None of this means that solar weather was a direct cause of the change in Earth weather, "correlation is not causation" being an important thing to remember, but given that the Sun provides almost all of the energy driving the Earth's climate it's a strong suggestion that we should be paying close attention to what the Sun is up to.
So what, exactly, is it up to at present?  We've recently gone through one of the quiet periods.  In fact August 2009 was one of the only sunspot-free months ever measured, and sunspots seem to be a good measurement of solar activity.  We should have seen activity pick up a little in the last year or so, in preparation for a peak around the end of 2012 or early  2013, according to the graphs and predictions anyway.  That doesn't really seem to be happening though. 
 The Sun is staying quiet, that's one of the reasons I got so excited recently when I managed to snap a picture of a couple of sunspots.  And this is essentially why people are getting concerned, the simple lack of the Sun "doing what it's supposed to".  
Does this mean that it's going to stay quiet and we're going into another mini-ice-age?  Or does it mean that the Sun is building up to a doozy of a big event?  The evidence can point either way...the history of quiet periods is clearly there, so that's a possibility, but the Sun's cycles are also driven in part by a build-up and sudden release of energy, so the quiet spell at the moment could equally well herald a fairly spectacular burst of activity in the next few years.
Long story short, nobody really knows at the moment, and that's what's scary.

 The Effects On Human Civilisation
This is the second issue that needs to be looked at in depth.  Let's presume that the Sun is, in fact, building up to a big event.  What's likely to happen on Earth as a result?

The last big solar event recorded was the Carrington Event of 1859.  Numerous sunspots and solar flares appeared, aurora (Northern Lights) were seen all over the northern hemisphere as far south as the Caribbean, telegraph systems failed across North America and a "coronal mass ejection" (CME) was even observed, basically an explosion on the Sun that sent a huge glob of solar matter streaming towards the Earth.

Sunspots are cool, and CMEs are one of the most spectacular events in the solar system, thankfully mostly deflected by the Earth's magnetic field, which is what causes the oh-so-pretty aurora.
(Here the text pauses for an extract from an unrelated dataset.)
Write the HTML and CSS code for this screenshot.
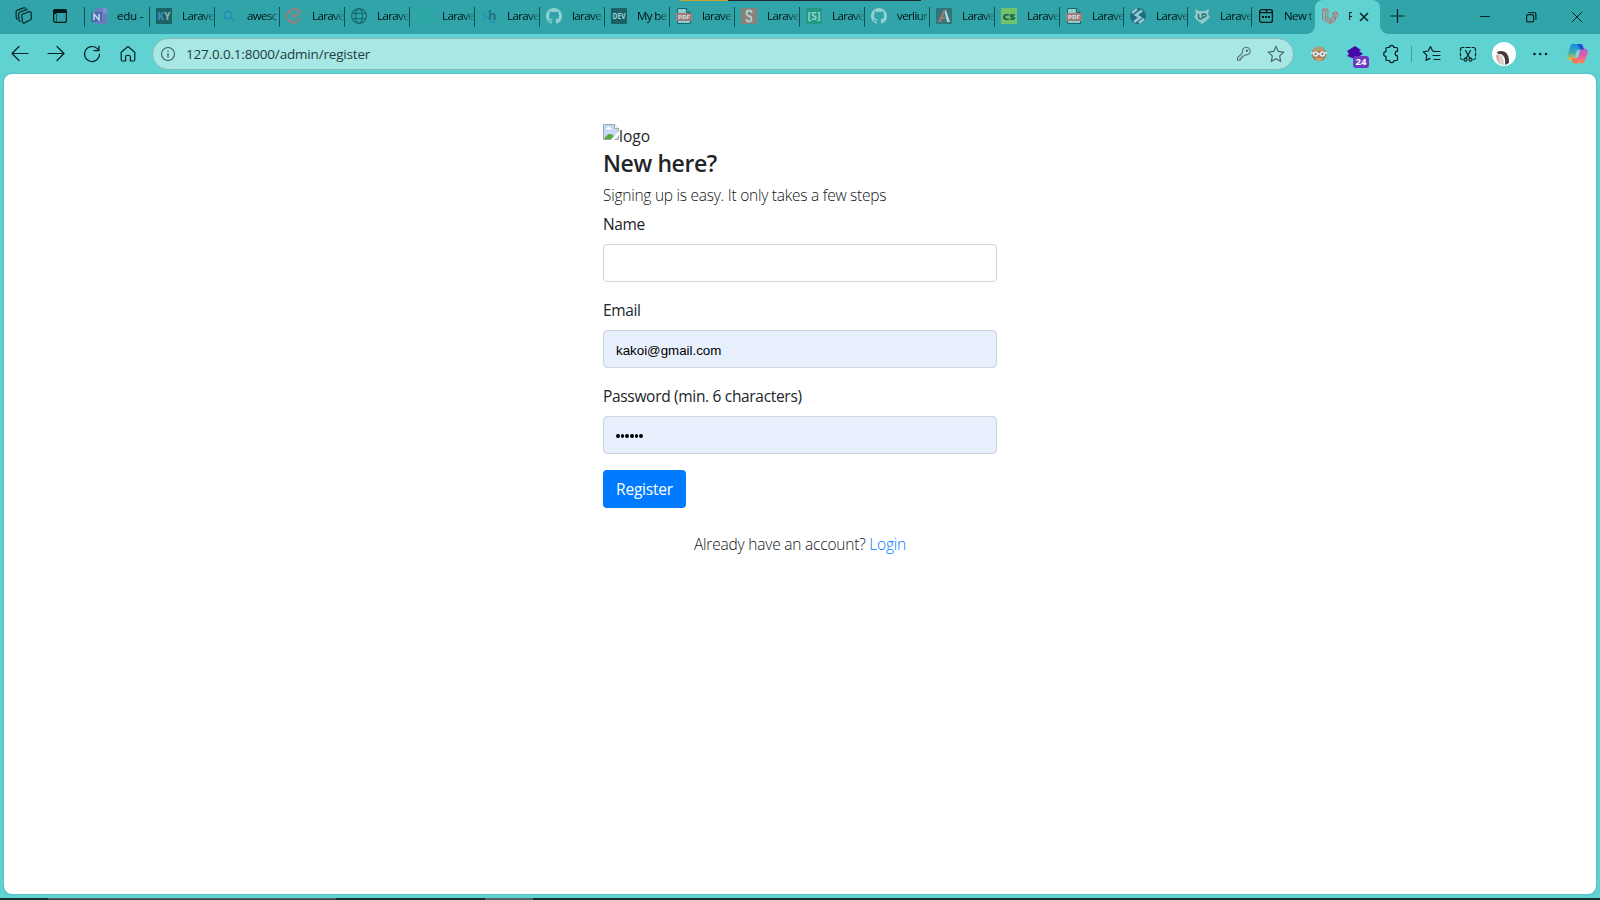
FILE: index.html
```html
<!DOCTYPE html>
<html lang="en">
<head>
<meta charset="utf-8">
<title>Register</title>
<link rel="stylesheet" href="styles.css">
</head>
<body>
<svg class="defs" aria-hidden="true">
  <symbol id="github" viewBox="0 0 16 16"><path d="M8 0C3.58 0 0 3.58 0 8c0 3.54 2.29 6.53 5.47 7.59.4.07.55-.17.55-.38 0-.19-.01-.82-.01-1.49-2.01.37-2.53-.49-2.69-.94-.09-.23-.48-.94-.82-1.13-.28-.15-.68-.52-.01-.53.63-.01 1.08.58 1.23.82.72 1.21 1.87.87 2.33.66.07-.52.28-.87.51-1.07-1.78-.2-3.64-.89-3.64-3.95 0-.87.31-1.59.82-2.15-.08-.2-.36-1.02.08-2.12 0 0 .67-.21 2.2.82a7.4 7.4 0 0 1 4 0c1.53-1.04 2.2-.82 2.2-.82.44 1.1.16 1.92.08 2.12.51.56.82 1.27.82 2.15 0 3.07-1.87 3.75-3.65 3.95.29.25.54.73.54 1.48 0 1.07-.01 1.93-.01 2.2 0 .21.15.46.55.38A8 8 0 0 0 16 8c0-4.42-3.58-8-8-8z" fill="#93d0d2"/></symbol>
  <symbol id="pdf" viewBox="0 0 16 16"><path d="M1.5.5h9l4 4v11h-13z" fill="#8cced0" stroke="#14656a"/><path d="M10.500.5v4h4" fill="#40a4a5" stroke="#14656a"/><rect y="5" width="16" height="8" fill="#9d7f7e"/></symbol>
</svg>
<div class="window">
  <div class="top-edge"></div>
  <header class="tabs">
    <div class="lead">
      <svg width="18" height="18" viewBox="0 0 18 18" class="ln"><path d="M7.300 7.200 14 4.800q1.800-.5 2.100.9l.3 5.200q0 1.300-1 1.900L9.500 16q-1.700.6-2-1L6.800 9q-.1-1.300.5-1.800zM5.200 14.300q-1 0-1.200-1L3.600 7.200q0-1.300 1-1.900l7.600-2.900M2.300 12.200q-.9-.2-1-1.200L1 5.300q0-1.300 1-1.900L8.500.9q1-.3 1.700.2"/></svg>
      <svg width="16" height="16" viewBox="0 0 16 16"><rect x="1.600" y="1.600" width="12.800" height="12.800" rx="2" fill="none" stroke="#02191a" stroke-width="1.200"/><path d="M1 5V3q0-2 2-2h10q2 0 2 2v2zM2 5h2.500v9H2z" fill="#02191a"/><path d="M2.300 6H4v7.500H2.300z" fill="#30a4a8"/></svg>
    </div>
    <div class="tab"><svg viewBox="0 0 16 16"><path d="M4 0h12v16H4z" fill="#667fbf"/><path d="M12 0h4v5h-4z" fill="#8292ca"/><path d="M12 10h4v6h-4z" fill="#7576ba"/><path d="M0 4h11v10H0z" fill="#496bb0"/><path d="M3 12V6l5 6V6" stroke="#c4dce6" stroke-width="1.500" fill="none"/></svg><span>edu -</span></div>
    <div class="tab"><svg viewBox="0 0 16 16"><rect width="16" height="16" fill="#1c6368"/><text x="1.500" y="12" textLength="13" font-size="10" font-weight="700" font-family="Open Sans" fill="#8bb6b5"><tspan fill="#3996ba">K</tspan>Y</text></svg><span>Larave</span></div>
    <div class="tab"><svg viewBox="0 0 16 16"><circle cx="7" cy="7" r="3.800" fill="none" stroke="#258bb9" stroke-width="1.500"/><path d="m10 10 3 3" stroke="#258bb9" stroke-width="1.600"/></svg><span>awesc</span></div>
    <div class="tab"><svg viewBox="0 0 16 16"><g fill="none" stroke="#a37c78" stroke-width="2"><path d="M13.800 10A6.500 6.500 0 1 1 3 3.500Q6 .8 10 1.500q4 1 3.500 3.500-.7 2-5.500 4L5.500 5.500"/></g></svg><span>Larave</span></div>
    <div class="tab"><svg viewBox="0 0 16 16"><g fill="none" stroke="#176c71" stroke-width="1.200"><circle cx="8" cy="8" r="7.400"/><ellipse cx="8" cy="8" rx="3.500" ry="7.400"/><path d="M1.300 5.300h13.400M1.300 10.700h13.400"/></g></svg><span>Larave</span></div>
    <div class="tab"><svg viewBox="0 0 16 16"><g fill="none" stroke="#25ac98" stroke-width="1.400"><path d="M2 8q0-6 6-6h2M14 8q0 6-6 6H6M5 9a3.500 3.500 0 0 1 5-3.500M11 7a3.500 3.500 0 0 1-5 3.500M1 12l3-2M12 6l3-3"/></g></svg><span>Larave</span></div>
    <div class="tab"><svg viewBox="0 0 16 16"><path d="m1 6 5 3-5 3M9 14h5" fill="none" stroke="#2592bb" stroke-width="1.400"/><text x="7" y="11.500" font-size="13" font-weight="700" font-family="Open Sans" fill="#22727e">h</text></svg><span>Larave</span></div>
    <div class="tab"><svg><use href="#github"/></svg><span>larave</span></div>
    <div class="tab"><svg viewBox="0 0 16 16"><rect width="16" height="16" rx="1" fill="#1b6266"/><text x="1.500" y="11" textLength="13" lengthAdjust="spacingAndGlyphs" font-size="8.500" font-weight="700" font-family="Open Sans" fill="#9bd2d2">DEV</text></svg><span>My be</span></div>
    <div class="tab"><svg viewBox="0 0 16 16"><use href="#pdf"/><text x="2" y="11.200" font-size="6" font-weight="700" fill="#d3e4e2" font-family="Open Sans" textLength="12" lengthAdjust="spacingAndGlyphs">PDF</text></svg><span>larave</span></div>
    <div class="tab"><svg viewBox="0 0 16 16"><rect width="16" height="16" fill="#8c807b"/><path d="M10.500 5V4q0-1.500-2.500-1.500T5.500 5t2.500 3 2.500 3T8 13.500 5.500 12v-1" fill="none" stroke="#a8d4d2" stroke-width="1.800"/></svg><span>Larave</span></div>
    <div class="tab"><svg viewBox="0 0 16 16"><rect width="16" height="16" fill="#209a84"/><text x="1.500" y="11.800" textLength="13" lengthAdjust="spacingAndGlyphs" font-size="11" font-weight="700" font-family="Open Sans" fill="#92d2c9">[S]</text></svg><span>Larave</span></div>
    <div class="tab"><svg><use href="#github"/></svg><span>verliur</span></div>
    <div class="tab"><svg viewBox="0 0 16 16"><rect width="16" height="16" fill="#31767a"/><path d="M8 2h2l4 12h-3z" fill="#b1d4d4"/><path d="M7.500 2h2L5 14H2z" fill="#a17878"/><path d="M6 10h3" stroke="#a17878" stroke-width="2"/></svg><span>Larave</span></div>
    <div class="tab"><svg viewBox="0 0 16 16"><rect width="16" height="16" fill="#72c267"/><text x="1.500" y="11.500" textLength="13" lengthAdjust="spacingAndGlyphs" font-size="9" font-weight="800" font-family="Open Sans" fill="#155e61">CS</text></svg><span>Larave</span></div>
    <div class="tab narrow"><svg viewBox="0 0 16 16"><use href="#pdf"/><text x="2" y="11.200" font-size="6" font-weight="700" fill="#d3e4e2" font-family="Open Sans" textLength="12" lengthAdjust="spacingAndGlyphs">PDF</text></svg><span>Larave</span></div>
    <div class="tab narrow"><svg viewBox="0 0 16 16"><circle cx="8" cy="8" r="8" fill="#1e6e85"/><path d="M12 2.500 6 7l4 2.500-6 4.500M7 1 2 5M14 11l-5 4" fill="none" stroke="#96cad1" stroke-width="2.600"/></svg><span>Larave</span></div>
    <div class="tab narrow"><svg viewBox="0 0 16 16"><path d="m1 1 4 2h6l4-2-1 5 2 3-4 4-4 3-4-3-4-4 2-3z" fill="#91c9ca"/><path d="M4.500 6v3q0 2 2 2t2-2V6M8.500 10V6h2q2 .2 1.500 2-.5 1.300-3 1.200" fill="none" stroke="#28767a" stroke-width="1.500"/></svg><span>Larave</span></div>
    <div class="tab narrow"><svg viewBox="0 0 16 16" fill="none" stroke="#02191a" stroke-width="1.300"><rect x="1.600" y="1.600" width="12.800" height="12.800" rx="2.200"/><path d="M2 4.600h12M8.500 1.600v3"/><path d="M4 9h2M7 9h2M10 9h2" stroke-width="2"/></svg><span>New t</span></div>
    <div class="tab active"><svg viewBox="0 0 16 16" fill="none" stroke="#bb6d6a" stroke-width="1"><path d="m.6 1.500 2.700-1 2.600 1v8l2.500 1.500 2.500-1.500V5l2.300-1.400L15.500 5v3.500l-2.300 1.300v2.700l-4.900 3-4.900-2.500L.6 11zM.6 1.500l2.700 1.300 2.600-1.300M3.300 2.800v7.900l2.600-1.300M3.300 10.700l5 2.800 4.900-3M8.400 11v4.500M10.900 5l2.300 1.400L15.500 5M13.200 6.400v3.400L10.900 8.500"/></svg><span>R</span><svg class="x" viewBox="0 0 16 16"><path d="m4 4 8 8m0-8-8 8" stroke="#092122" stroke-width="1.500"/></svg></div>
    <svg class="plus" width="16" height="16" viewBox="0 0 16 16"><path d="M8.500 1v14M1.500 8h14" stroke="#082223" stroke-width="1.200"/></svg>
    <div class="controls">
      <svg viewBox="0 0 16 16" class="ln"><path d="M3.500 7.500h9"/></svg>
      <svg viewBox="0 0 16 16" class="ln"><rect x="3.600" y="5.600" width="7" height="7.300" rx="1.200"/><path d="M5.500 3.500h5.700q1.700 0 1.700 1.700v5.300"/></svg>
      <svg viewBox="0 0 16 16" class="ln"><path d="m3 3 10 10M13 3 3 13" stroke-width="1"/></svg>
    </div>
  </header>
  <nav class="toolbar">
    <div class="cell"><svg viewBox="0 0 20 20" class="ln"><path d="M2.500 9.500H18M9 2.500l-7 7 7 7"/></svg></div>
    <div class="cell"><svg viewBox="0 0 20 20" class="ln"><path d="M2 9.500h15.500M11 2.500l7 7-7 7"/></svg></div>
    <div class="cell"><svg viewBox="0 0 20 20" class="ln"><path d="M17.500 10a7.500 7.500 0 1 1-2.200-5.300L17 6.500M17 2v4.700h-5"/></svg></div>
    <div class="cell"><svg viewBox="0 0 20 20" class="ln"><path d="M10 2.500 3.200 8.300v7.500q0 1.200 1.200 1.200h3.200v-4.500q0-1 1-1h2.800q1 0 1 1V17h3.200q1.200 0 1.200-1.200V8.300z"/></svg></div>
    <div class="address">
      <svg width="16" height="16" viewBox="0 0 16 16" fill="none" stroke="#3f5b5c" stroke-width="1.100"><circle cx="8" cy="8" r="6.500"/><path d="M8 7v4.500M8 4.500v1.300" stroke-width="1.300"/></svg>
      <span class="url">127.0.0.1:8000/admin/register</span>
      <svg width="16" height="16" viewBox="0 0 16 16" fill="none" stroke="#527778" stroke-width="1.100"><path d="M6.600 6.700q-.8-2.900 1.200-4.600Q10.300.3 12.800 2.100q2.400 2.300.9 5-1.600 2.300-4.600 1.700L7.600 10.300H6v1.900H4.300v1.900H1.500v-2.300z"/><circle cx="11" cy="4.700" r=".7"/></svg>
      <svg class="star" width="18" height="18" viewBox="0 0 18 18" fill="none" stroke="#466a6b" stroke-width="1.200"><path d="m9 1.500 2.300 4.900 5.200.7-3.800 3.800.9 5.400L9 13.700l-4.600 2.600.9-5.400L1.500 7.100l5.200-.7z"/></svg>
    </div>
    <div class="cell ext"><svg width="16" height="16" viewBox="0 0 16 16"><circle cx="8" cy="8" r="7.300" fill="#a77e5a"/><path d="M2 5q2-5 6-4.500T14 5z" fill="#b79a72"/><path d="M4 12h8l-2 3H6z" fill="#d9976c"/><g fill="#6f9297" stroke="#eeefed" stroke-width="1.300"><circle cx="4.600" cy="8" r="2"/><circle cx="11.400" cy="8" r="2"/><path d="M0 7h2.500M13.500 7H16M6.500 8h3"/></g></svg></div>
    <div class="cell badge-cell"><svg width="18" height="16" viewBox="0 0 18 16"><path d="m9 0 6 4-2 1 4 3-8 5-8-3 2-2-2-3z" fill="#4807a9"/></svg><b class="badge">24</b></div>
    <div class="cell"><svg viewBox="0 0 20 20" class="ln"><path d="M6 3.500h2.500a2.200 2.200 0 0 1 4.400 0h2.600q1 0 1 1v2.700a1.500 1.500 0 0 0 0 4.600v3.700q0 1-1 1h-2.600a2.200 2.200 0 0 1-4.400 0H6q-1 0-1-1v-3.200a2.200 2.200 0 1 1 0-4.600V4.500q0-1 1-1z"/></svg></div>
    <i class="divider"></i>
    <div class="cell"><svg viewBox="0 0 20 20" class="ln"><path d="m14 7.500-3.400-.5L8.500 2.500 6.200 7l-4.900.8 3.500 3.600-.8 5 4-2M12 7.500h6M11 11.500h7M12 15.500h6"/></svg></div>
    <div class="cell"><svg viewBox="0 0 20 20" class="ln"><path d="M2.500 7V5.500q0-2 2-2H6M8 3.500h4M14 3.500h1.500q2 0 2 2V7M2.500 9v3M2.500 14q.2 1.500 2 1.500M17.500 9v3M17.500 14q-.2 1.500-2 1.500M7.500 6.500l4.500 8M12.500 6.500l-4.500 8"/><circle cx="7.500" cy="15.700" r="1.500"/><circle cx="12.500" cy="15.700" r="1.500"/></svg></div>
    <div class="cell"><svg class="avatar" viewBox="0 0 24 24"><circle cx="12" cy="12" r="12" fill="#fff"/><path d="M5 10q4-2 8 0 4.500 3 4 11l-4 2q1-9-4-11-4 0-4-2z" fill="#46393b"/><path d="M4 13q2-2 5 0 3 3 3 10-4 0-6-2z" fill="#d8cdc8"/><path d="m4 14 2-1 1 7-2-2z" fill="#d4a483"/></svg></div>
    <div class="cell"><svg viewBox="0 0 20 20"><g fill="#0a2727"><circle cx="4.500" cy="10" r="1.300"/><circle cx="10.200" cy="10" r="1.300"/><circle cx="16" cy="10" r="1.300"/></g></svg></div>
    <div class="cell copilot"><svg viewBox="0 0 24 24">
      <defs>
        <linearGradient id="ca" x1="0" y1="0" x2="0" y2="1"><stop offset="0" stop-color="#1589e8"/><stop offset=".5" stop-color="#3aaeb4"/><stop offset="1" stop-color="#e8c72e"/></linearGradient>
        <linearGradient id="cb" x1="0" y1="0" x2="0" y2="1"><stop offset="0" stop-color="#a667df"/><stop offset=".5" stop-color="#e958a2"/><stop offset="1" stop-color="#fb8950"/></linearGradient>
      </defs>
      <path d="M6 1h9q2 0 2.700 2L19 7h-5q-2 0-2.600 2L9 17q-.7 2-2.500 2H4q-4 0-3-5L4 4q.6-3 2-3z" fill="url(#ca)"/>
      <path d="M18 22H9q-2 0-2.700-2L5.500 17H8q2 0 2.600-2L13 8q.7-2 3-2h4q4 0 3 5l-3 8q-.6 3-2 3z" fill="url(#cb)"/>
      <path d="M12 1h3q2 0 2.700 2L19 7h-4z" fill="#204cce"/><path d="M9 22q-2 0-2.700-2L5.500 17H8l4 5z" fill="#f27643"/><path d="m11.500 8-2.200 8h3.200l2.300-8z" fill="#7adbdc"/>
    </svg></div>
  </nav>
  <main class="page">
    <form class="form">
      <div class="brand"><svg width="16" height="16" viewBox="0 0 16 16"><path d="M.5.5h11l4 4v11H.5z" fill="#c5d8f6" stroke="#a3a6aa"/><path d="M11.500.5v4h4" fill="#fff" stroke="#a3a6aa"/><path d="M3 5q0-1.500 1.500-1.500Q5.500 2 7 3.500 8.500 4 8.500 5.500H3z" fill="#fff"/><path d="M1 15q3-5 6-5 2 0 4 2l-3 3z" fill="#56ab37"/><path d="m8 16 8-9v4l-5 5z" fill="#fff"/></svg><span class="t-logo">logo</span></div>
      <h4><span class="t-head">New here?</span></h4>
      <h6><span class="t-sub">Signing up is easy. It only takes a few steps</span></h6>
      <div class="group"><label class="t-name">Name</label><div class="input"></div></div>
      <div class="group"><label class="t-email">Email</label><div class="input filled">kakoi@gmail.com</div></div>
      <div class="group"><label class="t-pass">Password (min. 6 characters)</label><div class="input filled dots"><i></i><i></i><i></i><i></i><i></i><i></i></div></div>
      <button type="button" class="submit"><span>Register</span></button>
      <div class="login"><span>Already have an account? <a>Login</a></span></div>
    </form>
  </main>
  <footer class="taskbar"><i class="search"></i><i class="app"></i></footer>
</div>
</body>
</html>
```

FILE: styles.css
```css
* { box-sizing: border-box; }
body { margin: 0; font-family: "Open Sans", "Noto Sans", sans-serif; color: #212529; overflow: hidden; }
.defs { position: absolute; width: 0; height: 0; }
svg { display: block; flex: none; }
.ln { fill: none; stroke: #082223; stroke-width: 1.200; stroke-linecap: round; stroke-linejoin: round; }
.window { position: relative; width: 1600px; height: 900px; background: #60d2d2; display: flex; flex-direction: column; }
.top-edge { position: absolute; left: 680px; top: 0; width: 241px; height: 1px; background: linear-gradient(90deg, #c9a22c 48px, #1f2a2d 48px); }

/* Tab strip */
.tabs { height: 34px; background: #30a4a8; display: flex; align-items: center; flex: none; }
.lead { width: 84px; display: flex; align-items: center; gap: 19px; padding-left: 15px; padding-bottom: 2px; }
.tab { width: 65px; height: 20px; border-left: 1px solid #0d5458; display: flex; align-items: center; padding-left: 6px; font-size: 11.500px; letter-spacing: -0.600px; color: #020f10; white-space: nowrap; flex: none; }
.tab.narrow { width: 64px; }
.tab svg { width: 16px; height: 16px; margin-bottom: 2px; letter-spacing: 0; }
.tab span { width: 32px; line-height: 18px; margin-left: 10px; margin-bottom: 3px; overflow: hidden; flex: none; -webkit-mask-image: linear-gradient(90deg, #000 65%, rgba(0,0,0,.2)); mask-image: linear-gradient(90deg, #000 65%, rgba(0,0,0,.2)); }
.tab:nth-child(2) span { letter-spacing: -0.200px; -webkit-mask-image: none; mask-image: none; }
.tab.active { position: relative; width: 65px; height: 34px; margin: 0; border: 0; border-radius: 8px 8px 0 0; background: #60d2d2; padding-left: 7px; }
.tab.active::before, .tab.active::after { content: ""; position: absolute; bottom: 0; width: 8px; height: 8px; }
.tab.active::before { left: -8px; background: radial-gradient(circle at 0 0, #30a4a8 7.500px, #60d2d2 8px); }
.tab.active::after { right: -8px; background: radial-gradient(circle at 100% 0, #30a4a8 7.500px, #60d2d2 8px); }
.tab.active span { width: 4px; -webkit-mask-image: none; mask-image: none; }
.tab.active .x { margin-left: 4px; margin-bottom: 1px; }
.plus { margin-left: 9px; margin-bottom: 2px; }
.controls { margin-left: auto; display: flex; gap: 30px; padding-right: 15px; }
.controls svg { width: 16px; height: 16px; }

/* Toolbar */
.toolbar { height: 40px; display: flex; align-items: center; padding-left: 2px; flex: none; }
.cell { width: 36px; height: 36px; display: flex; align-items: center; justify-content: center; flex: none; position: relative; }
.cell svg { width: 20px; height: 20px; }
.cell .avatar { width: 24px; height: 24px; }
.copilot { margin-left: 1px; }
.cell.copilot svg { width: 23px; height: 22px; }
.ext { margin-left: 7px; }
.cell.ext svg { width: 16px; height: 16px; }
.cell.badge-cell svg { width: 18px; height: 16px; }
.badge { position: absolute; left: 16px; top: 20px; width: 16px; height: 12px; border-radius: 3px; background: #6c39bf; color: #fff; font-size: 9.500px; line-height: 12px; text-align: center; }
.divider { width: 1px; height: 16px; background: #36a0a3; margin: 0 2px; flex: none; }
.address { width: 1142px; height: 32px; margin-left: 6px; margin-bottom: 1px; border: 1px solid #87b9b5; border-radius: 16px; background: #a7e7e4; display: flex; align-items: center; padding: 0 8px 0 7px; flex: none; }
.url { flex: 1; margin-left: 10px; font-size: 13.500px; line-height: 20px; letter-spacing: -0.180px; color: #1f3d3e; }
.star { margin-left: 15px; }

/* Page */
.page { width: 1592px; height: 820px; margin: 0 4px; background: #fff; border-radius: 8px; box-shadow: 0 0 2px #3b9b9c; padding-top: 50px; flex: none; }
.form { width: 394px; margin: 0 auto; font-size: 15.500px; line-height: 24px; }
.brand { display: flex; height: 24px; }
h4 { margin: 0 0 8px; font-size: 24px; line-height: 29px; font-weight: 600; white-space: nowrap; }
h6 { margin: 0 0 7px; font-size: 15.500px; line-height: 19px; font-weight: 300; white-space: nowrap; color: #111519; }
.t-head { font-size: 23px; letter-spacing: -0.400px; }
.t-sub { letter-spacing: -0.250px; }
.t-name { letter-spacing: -0.400px; }
.t-email { letter-spacing: -0.400px; }
.t-pass { letter-spacing: -0.320px; }
.group { margin-bottom: 16px; }
label { display: block; margin-bottom: 8px; }
.input { height: 38px; border: 1px solid #ced4da; border-radius: 4px; padding: 2px 12px 0; font: 13.333px/36px "Liberation Sans", Arial, sans-serif; color: #000; }
.filled { background: #e8f0fe; }
.dots { display: flex; align-items: center; gap: 1px; padding-left: 12px; }
.dots i { width: 3.700px; height: 4px; border-radius: 50%; background: #000; }
.submit { display: block; width: 83px; height: 38px; border: 0; border-radius: 4px; padding: 0; background: #007bff; color: #fff; font: 15.500px/24px "Open Sans", sans-serif; letter-spacing: -0.200px; }
.login { margin-top: 24px; text-align: center; font-weight: 300; letter-spacing: -0.200px; white-space: nowrap; color: #111519; }
.login a { color: #007bff; }
.taskbar { margin-top: 4px; height: 2px; background: #17302f; display: flex; flex: none; }
.search { width: 288px; margin-left: 48px; background: #3b4342; border-top: 1px solid #59605f; }
.app { width: 48px; margin-left: 149px; background: #52605f; }
```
United States Air Force photo by Senior Airman Joshua Strang - Public Domain

The bit we should be concerned about, however, is the telegraph failure.  Not because we still use the telegraph system, but because of why it failed and what it became.
The failure was caused, in essence, by the fact that the telegraph system used long bits of wire.  When the stream of particles from a solar event hits the Earth's magnetic field it is diverted away from the Earth....but something has to give, and that's the Earth's magnetic field.  It bends and warps as it absorbs and redirects the energy, and when you wave a magnet around next to a long piece of wire it heats up.  Effectively, the telegraph system started to behave just like an induction cooker, and it was never designed to do that.  The wires got hot, current surged through them and fuses blew.  Any long piece of wire will do the same - in 1989 Canada lost large parts of its power supply system because of a solar storm.  
Whilst we don't have much of a telegraph system these days we do have what it turned into - a worldwide power supply and information transmission system.  The internet, phone lines, power supplies, email, computers, banking, trading.....much of modern civilisation is based on long, thin bits of metal wire, and we rely on it in a big way.
A large solar event could, worst case scenario, take down much of our infrastructure and cause damage and economic repercussions that would make the current economic crisis look like child's play.  No internet, few communications systems, a massive loss of data...half of the things needed to repair the problem would be lost in the problem itself.  Satellites have even bigger problems...they sit right in the middle of the field, so they are still subject to the induced currents but lose some of the shielding.  This is a known issue - British company QuinetiQ (formerly part of the Ministry of Defence's research department) specialise in trying to protect orbital systems from this kind of damage.
It's not all doom and gloom however - optical fibres, for instance, aren't subject to magnetic fluctuations like this, and the nature of the internet is such that it will naturally try to route around failures...in fact it was originally designed as a communications system that could still operate after multiple nuclear strikes across the US.  Power supplies, too, are designed to back themselves up, although this redundancy has been known to cause "cascade" style outages where system after system goes down trying to pick up the slack from the others.
So in conclusion, should we be scared?  Well, no.  Concerned?  Absolutely.  Prepared?  It never hurts.